Success begets success. We share an illusion that successful people know what they are doing with their lives. Which explains their I-know-what-I-am-talking-about confidence. And our incredulity. It’s why we ask the successful what we should be doing with our lives. When we have all the wrong questions, they seem to have all the right answers. The successful are an anodyne to our existential crises. It’s how they overcome their own.

In prevalent usage of the idea, success is a function of wealth. In its philosophical spirit, you should’ve given up the wealth and reek of leaf to proclaim success. But we like success the most in its stretch pants all-inclusive form: everybody is successful in their own way, so lunch is on you today.

Which is why I am surprised by how much we love the recurring theme of the successful person hating his life. Didn’t we just decide everyone’s sexy and they know it?

It is going to take us a while to accept the idea that money is not a necessary condition for success, but we can all agree misery is a sufficient condition. The correlation between success and happiness has the same statistical significance as the correlation between running out of calendars and the end of the world. We have become caught up in success and its various undertones, we have failed to see what it has eventually morphed into.

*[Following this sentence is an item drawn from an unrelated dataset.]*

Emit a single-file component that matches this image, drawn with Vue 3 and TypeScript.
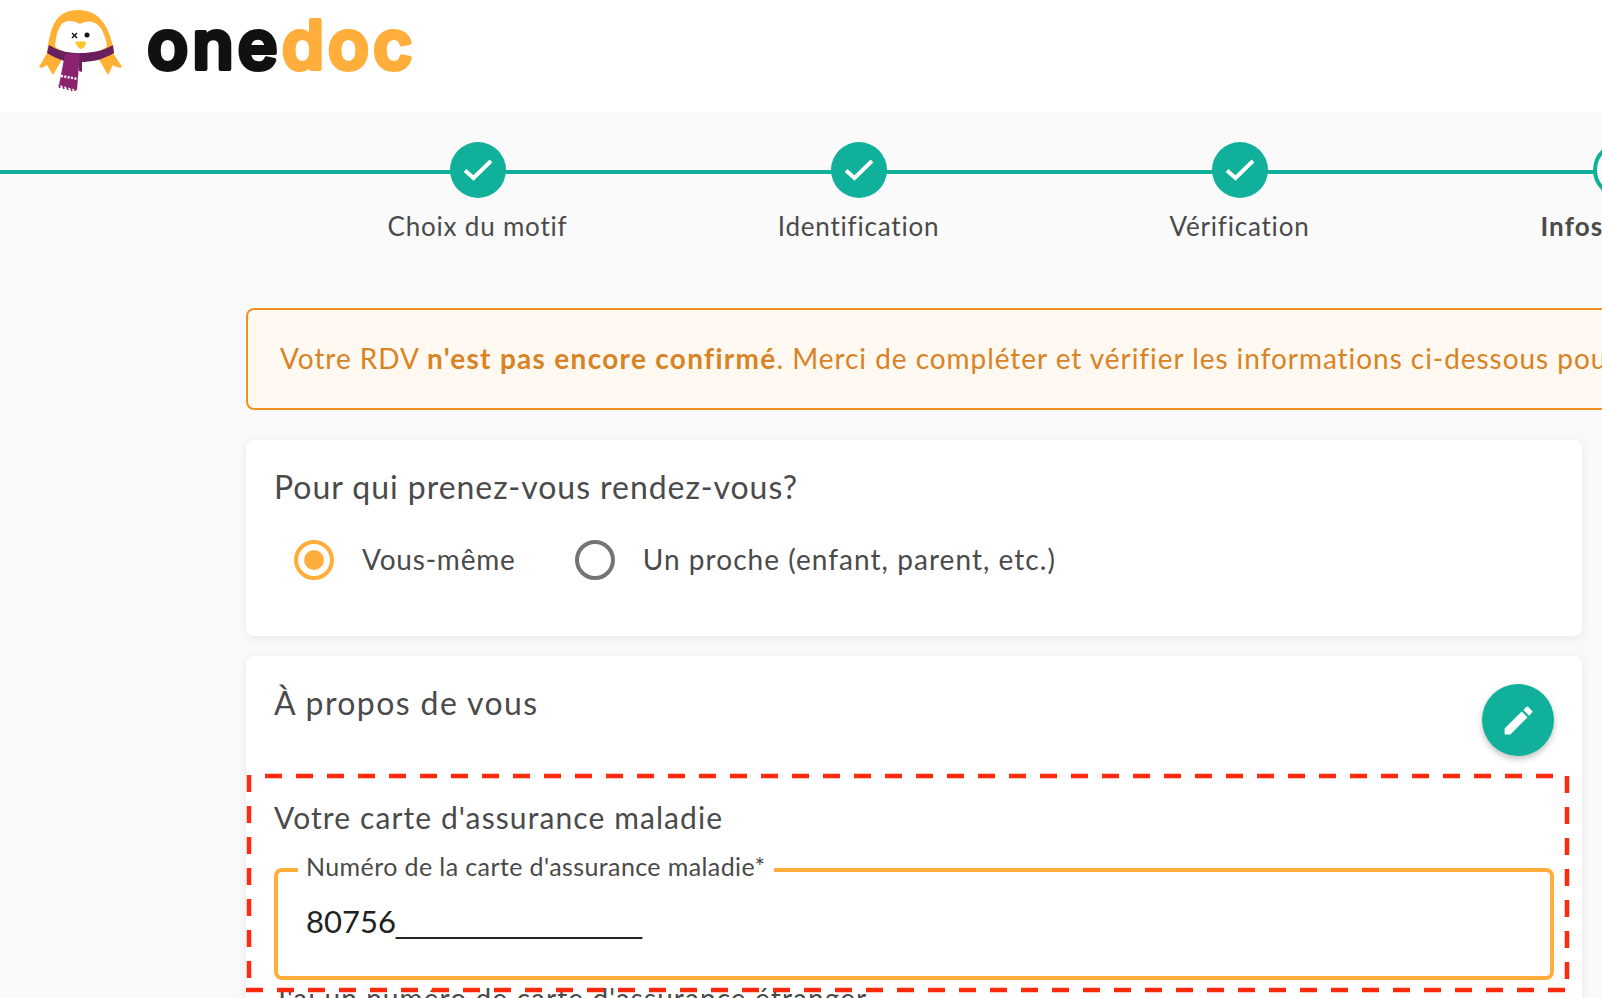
<script setup lang="ts">
interface Step {
  label: string
  done: boolean
}

const steps: Step[] = [
  { label: 'Choix du motif', done: true },
  { label: 'Identification', done: true },
  { label: 'Vérification', done: true },
  { label: 'Infos patient', done: false },
]
</script>

<template>
  <div class="page">
    <header class="topbar">
      <svg class="penguin" viewBox="30 0 100 100" width="100" height="100">
        <path d="M50 48 L39 67 Q41 69 47 65 L53 75 L64 56 Z" fill="#ffb035" />
        <path d="M110 48 L122 67 Q120 69 113 65 L108 75 L97 56 Z" fill="#ffb035" />
        <path d="M47 52 C50 30 54 10 78 10 C102 10 110 30 114 52 Z" fill="#ffb035" />
        <path d="M55 46 C57 30 60 22 68 21 C73 21 77 22 80 24 C84 22 88 21 92 22 C101 24 105 34 107 46 C100 56 62 56 55 46 Z" fill="#fff" />
        <circle cx="87" cy="35" r="2.500" fill="#111" />
        <path d="M72 33 L77 38 M77 33 L72 38" stroke="#111" stroke-width="1.400" />
        <path d="M75 42 C79 41 83 41 86 42 C86 46 83 49 81 49 C78 48 76 45 75 42 Z" fill="#ffc72c" />
        <path d="M49 45 C60 52 70 53 80 53 C92 53 103 51 113 45 L114 53 C102 60 92 62 80 62 L64 61 C58 59 52 56 47 53 Z" fill="#6a1f5e" />
        <path d="M78 55 L82 55 L82 72 L79 71 Z" fill="#6a1f5e" />
        <path d="M65 54 L80 53 L77 90 L59 85 Z" fill="#8a2270" />
        <path d="M61 76 L78 79" stroke="#fff" stroke-width="2.500" stroke-dasharray="2 1.400" />
        <path d="M59 85 L60 88 M63 86 L64 89 M67 87 L68 90 M71 88 L72 91 M75 89 L75 91" stroke="#8a2270" stroke-width="1.600" />
      </svg>
      <svg class="wordmark" width="280" height="100" viewBox="0 0 280 100">
        <text x="1" y="69"><tspan class="word-one">one</tspan><tspan class="word-doc">doc</tspan></text>
      </svg>
    </header>

    <nav class="stepper">
      <div v-for="step in steps" :key="step.label" class="step" :class="{ current: !step.done }">
        <div class="bullet">
          <svg v-if="step.done" viewBox="0 0 28 28" width="28" height="28" fill="none" stroke="#fff" stroke-width="4">
            <polyline points="1,14.500 9.500,22 27,5" />
          </svg>
        </div>
        <span class="step-label">{{ step.label }}</span>
      </div>
    </nav>

    <main class="content">
      <div class="notice">Votre RDV <strong>n'est pas encore confirmé</strong>. Merci de compléter et vérifier les informations ci-dessous pour confirmer votre RDV.</div>

      <section class="card who">
        <h2 class="card-title">Pour qui prenez-vous rendez-vous?</h2>
        <div class="radios">
          <div class="radio-item">
            <span class="radio checked"></span>
            <span class="tight">Vous-même</span>
          </div>
          <div class="radio-item">
            <span class="radio"></span>
            <span>Un proche (enfant, parent, etc.)</span>
          </div>
        </div>
      </section>

      <section class="card about">
        <div class="about-head">
          <h2 class="card-title about-title">À propos de vous</h2>
          <button class="fab" type="button" aria-label="Modifier">
            <svg viewBox="0 0 24 24" width="37" height="37" fill="#fff">
              <path d="M3 17.250V21h3.750L17.810 9.940l-3.750-3.750L3 17.250zM20.710 7.040a1 1 0 0 0 0-1.410l-2.340-2.340a1 1 0 0 0-1.410 0l-1.830 1.830 3.750 3.750 1.830-1.830z" />
            </svg>
          </button>
        </div>
        <h3 class="insurance-title">Votre carte d'assurance maladie</h3>
        <fieldset class="field">
          <legend>Numéro de la carte d'assurance maladie*</legend>
          <div class="field-value">80756<span class="blanks">_______________</span></div>
        </fieldset>
        <p class="helper">J'ai un numéro de carte d'assurance étranger</p>
      </section>
    </main>

    <svg class="annotation" width="1602" height="998" fill="none" stroke="#ff2a0c" stroke-width="4.500" stroke-dasharray="17 14">
      <line x1="265" y1="776" x2="1553" y2="776" />
      <line x1="246" y1="990" x2="1565" y2="990" />
      <line x1="249" y1="775" x2="249" y2="985" />
      <line x1="1567" y1="776" x2="1567" y2="979" />
    </svg>
  </div>
</template>

<style>
html,
body {
  margin: 0;
  overflow: hidden;
}
</style>

<style scoped>
.page {
  position: relative;
  width: 1602px;
  height: 998px;
  overflow: hidden;
  background: #fafafa;
  color: #4a4a4a;
  font-family: Lato, "Open Sans", sans-serif;
}

.topbar {
  display: flex;
  align-items: flex-start;
  height: 112px;
  padding-left: 30px;
  background: #fff;
  box-sizing: border-box;
}

.penguin {
  flex: none;
}

.wordmark {
  flex: none;
  margin-left: 16px;
}

.wordmark text {
  font-family: Inter, sans-serif;
  font-size: 68px;
  font-weight: 600;
  letter-spacing: 3.800px;
  stroke-width: 4px;
  stroke-linejoin: round;
  stroke-linecap: round;
}

.word-one {
  fill: #111;
  stroke: #111;
}

.word-doc {
  fill: #ffae3b;
  stroke: #ffae3b;
}

.stepper {
  position: relative;
  display: flex;
  padding-left: 287px;
  height: 196px;
}

.stepper::before {
  content: "";
  position: absolute;
  left: 0;
  right: 0;
  top: 58px;
  height: 4px;
  background: #10b09a;
}

.step {
  position: relative;
  flex: none;
  width: 381px;
  display: flex;
  flex-direction: column;
  align-items: center;
  padding-top: 30px;
}

.bullet {
  display: flex;
  align-items: center;
  justify-content: center;
  width: 56px;
  height: 56px;
  border-radius: 50%;
  background: #10b09a;
  box-sizing: border-box;
}

.current .bullet {
  background: #fafafa;
  border: 4px solid #10b09a;
}

.step-label {
  margin-top: 12px;
  font-size: 26px;
  line-height: 32px;
  letter-spacing: 0.8px;
  white-space: nowrap;
}

.current .step-label {
  font-weight: 700;
  letter-spacing: 1.100px;
}

.content {
  width: 1336px;
  margin-left: 246px;
}

.notice {
  box-sizing: border-box;
  width: 1500px;
  height: 102px;
  padding-left: 32px;
  white-space: nowrap;
  border: 2px solid #f0901f;
  border-radius: 8px;
  background: #fff9f2;
  color: #d98324;
  font-size: 28px;
  line-height: 96px;
  letter-spacing: 0.950px;
}

.notice strong {
  font-weight: 700;
  letter-spacing: 1.300px;
}

.card {
  box-sizing: border-box;
  background: #fff;
  border-radius: 8px;
  box-shadow: 0 2px 12px rgba(0, 0, 0, 0.08);
  padding: 28px 28px 0;
}

.who {
  margin-top: 30px;
  height: 196px;
}

.about {
  margin-top: 20px;
  height: 400px;
}

.card-title {
  margin: 0;
  font-size: 32px;
  font-weight: 400;
  line-height: 38px;
  letter-spacing: 0.960px;
}

.about-title {
  letter-spacing: 1.400px;
}

.radios {
  display: flex;
  align-items: center;
  gap: 59px;
  margin-top: 32px;
  padding-left: 20px;
  font-size: 28px;
  letter-spacing: 1.050px;
}

.tight {
  letter-spacing: 0.800px;
}

.radio-item {
  display: flex;
  align-items: center;
  gap: 28px;
}

.radio {
  position: relative;
  flex: none;
  box-sizing: border-box;
  width: 40px;
  height: 40px;
  margin-top: 2px;
  border: 4px solid #757575;
  border-radius: 50%;
}

.radio.checked {
  border-color: #ffad3b;
}

.radio.checked::after {
  content: "";
  position: absolute;
  inset: 6px;
  border-radius: 50%;
  background: #ffad3b;
}

.about-head {
  display: flex;
  align-items: flex-start;
  justify-content: space-between;
  height: 113px;
}

.fab {
  display: flex;
  align-items: center;
  justify-content: center;
  width: 72px;
  height: 72px;
  padding: 0;
  border: none;
  border-radius: 50%;
  background: #10b09a;
  box-shadow: 0 3px 6px rgba(0, 0, 0, 0.25);
}

.insurance-title {
  margin: 0;
  font-size: 30px;
  font-weight: 400;
  line-height: 40px;
  letter-spacing: 1.100px;
}

.field {
  box-sizing: border-box;
  height: 128px;
  margin: 15px 0 0;
  padding: 0 28px;
  border: 4px solid #ffad3b;
  border-radius: 8px;
}

.field legend {
  padding: 0 8px 8px;
  margin-left: -8px;
  font-size: 25px;
  line-height: 28px;
  letter-spacing: 0.400px;
}

.field-value {
  margin-top: 13px;
  font-size: 31px;
  line-height: 40px;
  color: #212121;
}

.blanks {
  font-family: "Liberation Sans", sans-serif;
  font-size: 29.500px;
}

.helper {
  margin: 1px 0 0;
  font-size: 28px;
  line-height: 34px;
  letter-spacing: 1.100px;
}

.annotation {
  position: absolute;
  left: 0;
  top: 0;
  pointer-events: none;
}
</style>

Success has become a symbol of how well (or not) we’ve lived our lives. It’s the 21st-century version of life after death. And like most things 21st century, it makes no sense.

So it’s become different now — success motivation. It’s generic: dream big, work hard, make sure your co-founder is the uglier one. It works across definitions. I am not successful in any sense I described above – I have a blog if you haven’t noticed – but when I see someone who is, I have this instinctual urge to ask them how they did it.

It’s this hope that keeps us going. It’s what makes sure we never find out anything for ourselves.

Success and failure make life look like an even split between joy and sadness, pain, and pleasure. But life is a chaotic mix of meaning, emotions, mistakes, and acceptance. You can’t succeed in one without failing in the other. You’ve got to make mistakes so you learn to accept. You’ve got to find meaning in order to acknowledge the meaningless. You’ve got to fail in love to understand you never loved. Instead, we look forward to the celebratory afterlife that follows success.

But do you celebrate this success because you now have something you didn’t have before? Were you a failure all along then? Shouldn’t the more appropriate feeling then be you feeling like a sack of shit? But you know why you are celebrating. Your celebration is an attempt to create a happiness success did not bring. You didn’t just construct the mirage, you constructed the entire desert. If you need a reason to celebrate, that in itself is a failure.

Success and failure are constructions that prevent you from seeing one fundamental truth: that you are still the same person. But you have no idea who that person is. Because you’ve been so caught up in becoming someone else. In the voyage of discovery, success and failure crash into each other like waves in the ocean. Your life may be but a drop in the ocean, but your discovery of life, to borrow from the poet Rumi, is an entire ocean in a drop.